Reproduce the listing word for word. Skip any image.
Begin COLLECTED DATA
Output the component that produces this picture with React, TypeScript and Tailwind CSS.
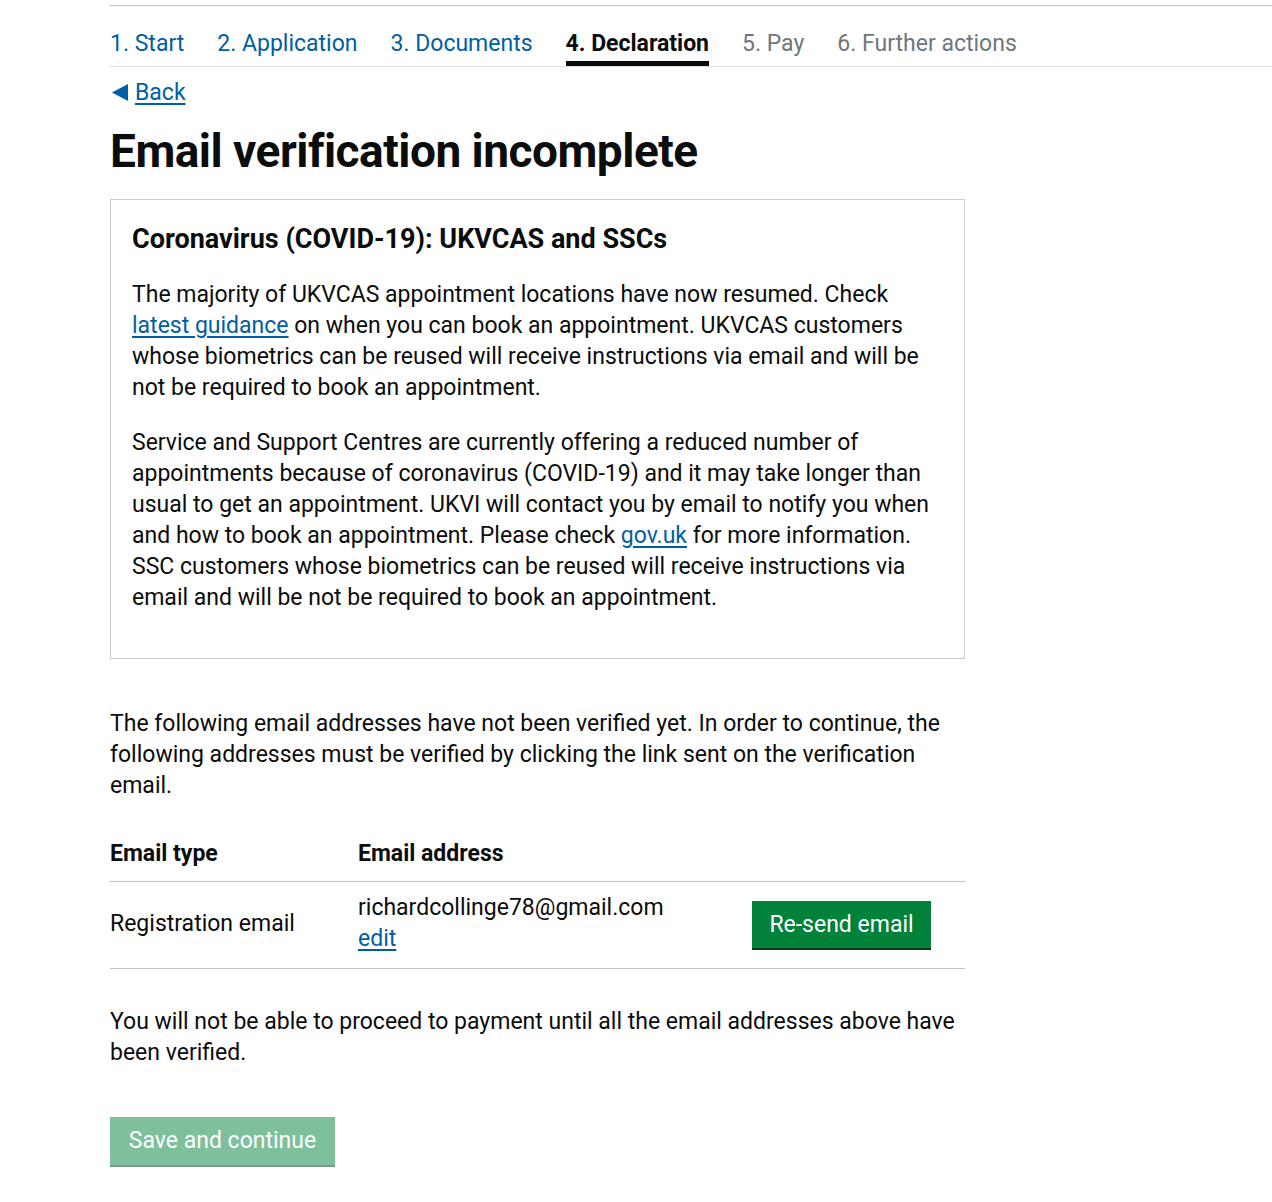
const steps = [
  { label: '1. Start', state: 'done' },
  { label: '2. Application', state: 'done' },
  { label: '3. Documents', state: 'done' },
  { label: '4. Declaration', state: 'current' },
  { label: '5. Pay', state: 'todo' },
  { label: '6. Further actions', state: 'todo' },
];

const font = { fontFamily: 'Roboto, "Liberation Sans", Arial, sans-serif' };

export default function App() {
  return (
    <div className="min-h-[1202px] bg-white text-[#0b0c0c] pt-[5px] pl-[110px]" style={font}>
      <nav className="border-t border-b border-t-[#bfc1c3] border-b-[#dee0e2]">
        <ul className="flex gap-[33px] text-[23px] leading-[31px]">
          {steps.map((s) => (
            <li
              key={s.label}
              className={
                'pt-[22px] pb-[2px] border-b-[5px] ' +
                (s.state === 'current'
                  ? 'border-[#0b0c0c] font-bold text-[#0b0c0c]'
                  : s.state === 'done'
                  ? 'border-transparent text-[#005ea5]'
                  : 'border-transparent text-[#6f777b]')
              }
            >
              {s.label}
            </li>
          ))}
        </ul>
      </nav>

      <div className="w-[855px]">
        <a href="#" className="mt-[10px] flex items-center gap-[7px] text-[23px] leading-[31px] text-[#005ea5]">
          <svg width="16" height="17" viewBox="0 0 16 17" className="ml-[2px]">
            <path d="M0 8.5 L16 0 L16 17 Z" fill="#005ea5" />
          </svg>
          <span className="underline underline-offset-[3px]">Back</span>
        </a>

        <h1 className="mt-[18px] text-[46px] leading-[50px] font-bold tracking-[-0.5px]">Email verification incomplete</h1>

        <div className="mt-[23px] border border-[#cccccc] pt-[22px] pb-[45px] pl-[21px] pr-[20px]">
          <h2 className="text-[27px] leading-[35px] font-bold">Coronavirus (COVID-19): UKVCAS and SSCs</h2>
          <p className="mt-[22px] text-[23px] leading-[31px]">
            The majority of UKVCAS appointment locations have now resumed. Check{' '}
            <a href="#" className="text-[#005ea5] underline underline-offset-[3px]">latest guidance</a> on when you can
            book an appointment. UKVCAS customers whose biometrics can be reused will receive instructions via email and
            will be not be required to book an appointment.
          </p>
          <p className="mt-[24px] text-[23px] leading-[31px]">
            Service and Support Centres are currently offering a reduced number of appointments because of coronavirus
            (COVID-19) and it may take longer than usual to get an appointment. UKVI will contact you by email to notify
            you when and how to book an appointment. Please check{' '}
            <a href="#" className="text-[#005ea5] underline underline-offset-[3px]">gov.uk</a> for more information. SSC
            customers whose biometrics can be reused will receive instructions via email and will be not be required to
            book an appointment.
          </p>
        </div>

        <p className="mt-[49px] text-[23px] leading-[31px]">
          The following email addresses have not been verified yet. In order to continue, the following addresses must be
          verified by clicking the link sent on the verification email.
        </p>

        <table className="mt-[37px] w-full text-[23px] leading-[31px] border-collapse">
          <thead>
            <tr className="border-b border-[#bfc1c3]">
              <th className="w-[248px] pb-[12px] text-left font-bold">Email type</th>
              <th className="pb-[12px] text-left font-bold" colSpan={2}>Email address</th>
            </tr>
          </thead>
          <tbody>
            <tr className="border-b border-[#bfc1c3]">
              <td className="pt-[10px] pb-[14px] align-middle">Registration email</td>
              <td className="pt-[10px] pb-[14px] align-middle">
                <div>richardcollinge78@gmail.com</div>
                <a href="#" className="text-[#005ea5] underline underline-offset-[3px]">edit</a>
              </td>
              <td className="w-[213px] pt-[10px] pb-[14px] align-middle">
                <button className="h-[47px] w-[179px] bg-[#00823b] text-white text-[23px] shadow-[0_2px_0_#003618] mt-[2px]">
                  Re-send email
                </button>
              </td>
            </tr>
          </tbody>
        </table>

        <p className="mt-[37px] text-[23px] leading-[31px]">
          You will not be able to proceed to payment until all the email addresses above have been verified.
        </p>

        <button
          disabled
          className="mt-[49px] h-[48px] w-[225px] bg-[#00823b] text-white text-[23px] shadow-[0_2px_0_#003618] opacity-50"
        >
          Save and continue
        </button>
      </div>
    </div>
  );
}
End COLLECTED DATA
:: COMPLETED EXERCISE ::
Output the component that produces this picture with React, TypeScript and Tailwind CSS.
const steps = [
  { label: '1. Start', state: 'done' },
  { label: '2. Application', state: 'done' },
  { label: '3. Documents', state: 'done' },
  { label: '4. Declaration', state: 'current' },
  { label: '5. Pay', state: 'todo' },
  { label: '6. Further actions', state: 'todo' },
];

const font = { fontFamily: 'Roboto, "Liberation Sans", Arial, sans-serif' };

export default function App() {
  return (
    <div className="min-h-[1202px] bg-white text-[#0b0c0c] pt-[5px] pl-[110px]" style={font}>
      <nav className="border-t border-b border-t-[#bfc1c3] border-b-[#dee0e2]">
        <ul className="flex gap-[33px] text-[23px] leading-[31px]">
          {steps.map((s) => (
            <li
              key={s.label}
              className={
                'pt-[22px] pb-[2px] border-b-[5px] ' +
                (s.state === 'current'
                  ? 'border-[#0b0c0c] font-bold text-[#0b0c0c]'
                  : s.state === 'done'
                  ? 'border-transparent text-[#005ea5]'
                  : 'border-transparent text-[#6f777b]')
              }
            >
              {s.label}
            </li>
          ))}
        </ul>
      </nav>

      <div className="w-[855px]">
        <a href="#" className="mt-[10px] flex items-center gap-[7px] text-[23px] leading-[31px] text-[#005ea5]">
          <svg width="16" height="17" viewBox="0 0 16 17" className="ml-[2px]">
            <path d="M0 8.5 L16 0 L16 17 Z" fill="#005ea5" />
          </svg>
          <span className="underline underline-offset-[3px]">Back</span>
        </a>

        <h1 className="mt-[18px] text-[46px] leading-[50px] font-bold tracking-[-0.5px]">Email verification incomplete</h1>

        <div className="mt-[23px] border border-[#cccccc] pt-[22px] pb-[45px] pl-[21px] pr-[20px]">
          <h2 className="text-[27px] leading-[35px] font-bold">Coronavirus (COVID-19): UKVCAS and SSCs</h2>
          <p className="mt-[22px] text-[23px] leading-[31px]">
            The majority of UKVCAS appointment locations have now resumed. Check{' '}
            <a href="#" className="text-[#005ea5] underline underline-offset-[3px]">latest guidance</a> on when you can
            book an appointment. UKVCAS customers whose biometrics can be reused will receive instructions via email and
            will be not be required to book an appointment.
          </p>
          <p className="mt-[24px] text-[23px] leading-[31px]">
            Service and Support Centres are currently offering a reduced number of appointments because of coronavirus
            (COVID-19) and it may take longer than usual to get an appointment. UKVI will contact you by email to notify
            you when and how to book an appointment. Please check{' '}
            <a href="#" className="text-[#005ea5] underline underline-offset-[3px]">gov.uk</a> for more information. SSC
            customers whose biometrics can be reused will receive instructions via email and will be not be required to
            book an appointment.
          </p>
        </div>

        <p className="mt-[49px] text-[23px] leading-[31px]">
          The following email addresses have not been verified yet. In order to continue, the following addresses must be
          verified by clicking the link sent on the verification email.
        </p>

        <table className="mt-[37px] w-full text-[23px] leading-[31px] border-collapse">
          <thead>
            <tr className="border-b border-[#bfc1c3]">
              <th className="w-[248px] pb-[12px] text-left font-bold">Email type</th>
              <th className="pb-[12px] text-left font-bold" colSpan={2}>Email address</th>
            </tr>
          </thead>
          <tbody>
            <tr className="border-b border-[#bfc1c3]">
              <td className="pt-[10px] pb-[14px] align-middle">Registration email</td>
              <td className="pt-[10px] pb-[14px] align-middle">
                <div>richardcollinge78@gmail.com</div>
                <a href="#" className="text-[#005ea5] underline underline-offset-[3px]">edit</a>
              </td>
              <td className="w-[213px] pt-[10px] pb-[14px] align-middle">
                <button className="h-[47px] w-[179px] bg-[#00823b] text-white text-[23px] shadow-[0_2px_0_#003618] mt-[2px]">
                  Re-send email
                </button>
              </td>
            </tr>
          </tbody>
        </table>

        <p className="mt-[37px] text-[23px] leading-[31px]">
          You will not be able to proceed to payment until all the email addresses above have been verified.
        </p>

        <button
          disabled
          className="mt-[49px] h-[48px] w-[225px] bg-[#00823b] text-white text-[23px] shadow-[0_2px_0_#003618] opacity-50"
        >
          Save and continue
        </button>
      </div>
    </div>
  );
}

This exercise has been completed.